Currently, in Kafka, each broker opens a file handle of both the index and the data file of every log segment. So, the more partitions, the higher that one needs to configure the open file handle limit in the underlying operating system. E.g. in our production system, we once saw an error saying too many files are open, while we had around 3600 topic partitions.
When a broker is shut down uncleanly (e.g., kill -9), the observed unavailability could be proportional to the number of partitions.
The end-to-end latency in Kafka is defined by the time from when a message is published by the producer to when the message is read by the consumer. As a rule of thumb, if you care about latency, it’s probably a good idea to limit the number of partitions per broker to 100 x b x r, where b is the number of brokers in a Kafka cluster and r is the replication factor.
I think topic name is a conclusion of a kind of messages, and producer publish message to the topic and consumer subscribe message through subscribe topic.
A topic could have many partitions. partition is good for parallelism. partition is also the unit of replication,so in Kafka, leader and follower is also said at the level of partition. Actually a partition is an ordered queue which the order is the message arrived order. And the topic is composed by one or more queue in a simple word. This is useful for us to model our structure.

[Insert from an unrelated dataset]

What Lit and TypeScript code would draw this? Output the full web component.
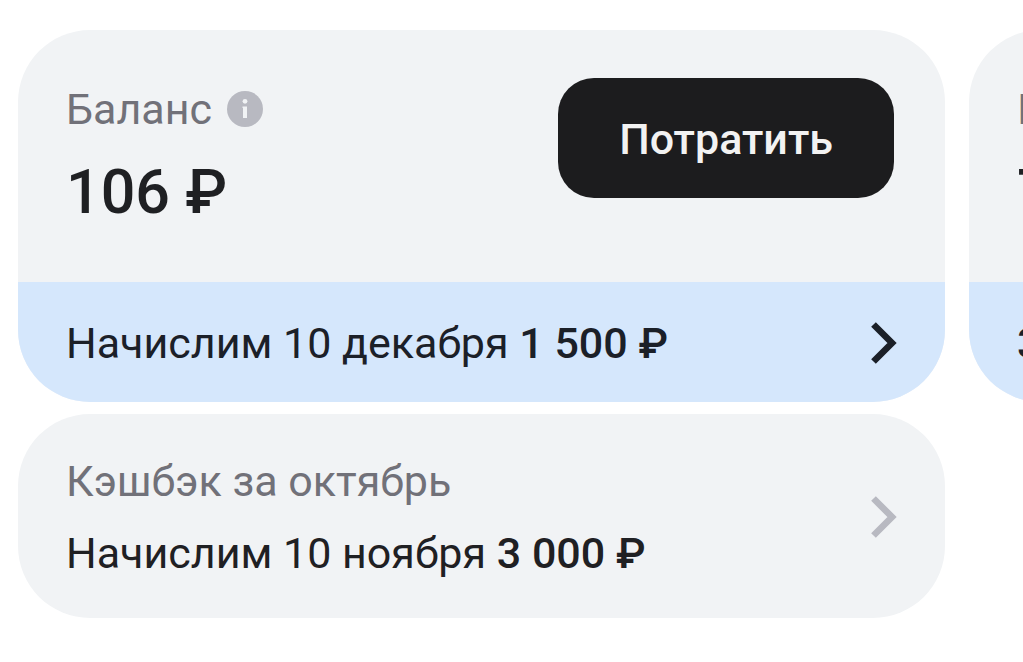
import { LitElement, html, css, svg } from "lit";
import { customElement } from "lit/decorators.js";

const chevron = svg`<path d="M2.5 2.5 L21 21 L2.5 39.5" fill="none" stroke="currentColor" stroke-width="6.6"/>`;

@customElement("app-root")
class AppRoot extends LitElement {
  static styles = css`
    :host { display: block; overflow: hidden; font-family: Roboto, sans-serif; color: #1f2023; background: #fff; min-height: 100vh; }
    * { box-sizing: border-box; }
    .track { display: flex; align-items: flex-start; gap: 24px; padding: 30px 0 0 18px; overflow: hidden; }
    .column { flex: 0 0 calc(100% - 78px); display: flex; flex-direction: column; gap: 12px; }
    .card { border-radius: 72px; background: #f1f3f5; overflow: hidden; }
    .top { display: flex; justify-content: space-between; align-items: flex-start; padding: 48px 51px 48px 48px; }
    .label { display: flex; align-items: center; gap: 15px; font-size: 43px; line-height: 60px; padding-top: 1px; color: #717179; }
    .amount { margin-top: 12px; font-size: 61px; line-height: 83px; font-weight: 500; }
    .spend { font: inherit; font-size: 43px; line-height: 48px; font-weight: 500; color: #f2f2f2; background: #1c1c1e; border: 0; border-radius: 36px; padding: 37px 61px 35px; }
    .row { display: flex; justify-content: space-between; align-items: center; color: inherit; text-decoration: none; padding: 2px 48px 0; font-size: 43px; }
    .accrual { background: #d5e7fc; min-height: 120px; color: #1b2028; }
    .history { min-height: 204px; }
    .line { display: block; line-height: 72px; white-space: nowrap; }
    .muted { color: #717179; }
    b { font-weight: 500; }
    .pale { color: #b8b9c1; }
    svg { flex: none; display: block; }
  `;
  render() {
    return html`<main class="track">
      <div class="column">
        <section class="card">
          <div class="top">
            <div>
              <div class="label">Баланс <svg width="36" height="36" viewBox="0 0 36 36" aria-hidden="true"><circle cx="18" cy="18" r="18" fill="#b8b9c1"/><circle cx="18" cy="10.3" r="2.4" fill="#f1f3f5"/><path d="M15.5 15.5h4.5v11.5h-4v-10h-.5z" fill="#f1f3f5"/></svg></div>
              <div class="amount">106 ₽</div>
            </div>
            <button class="spend">Потратить</button>
          </div>
          <a class="row accrual" href="#"><span class="line">Начислим 10 декабря <b>1 500 ₽</b></span><svg width="26" height="43" viewBox="0 0 26 43" aria-hidden="true">${chevron}</svg></a>
        </section>
        <a class="card row history" href="#"><span><span class="line muted">Кэшбэк за октябрь</span><span class="line">Начислим 10 ноября <b>3 000 ₽</b></span></span><svg class="pale" width="26" height="43" viewBox="0 0 26 43" aria-hidden="true">${chevron}</svg></a>
      </div>
      <div class="column">
        <section class="card">
          <div class="top"><div><div class="label">К</div><div class="amount">7</div></div></div>
          <a class="row accrual" href="#"><span class="line"><b>3</b></span></a>
        </section>
      </div>
    </main>`;
  }
}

Kafka is developed by LinkedIn for log aggregation and delivery. this scene is very good as a example.
The user's events on your web or app can be logged by your Web sever and then sent to Kafka broker through the producer. In producer, you could specific the partition method, for example : event type (different event is saved in different partition) or event time (partition a day into different period according your app logic) or user type or just no logic and balance all logs into many partitions.
About your case in question, you can create one topic called "page-view-event", and create N partitions through hash keys to distribute the logs into all partitions evenly. Or you could choose a partition logic to make log distributing by your spirit.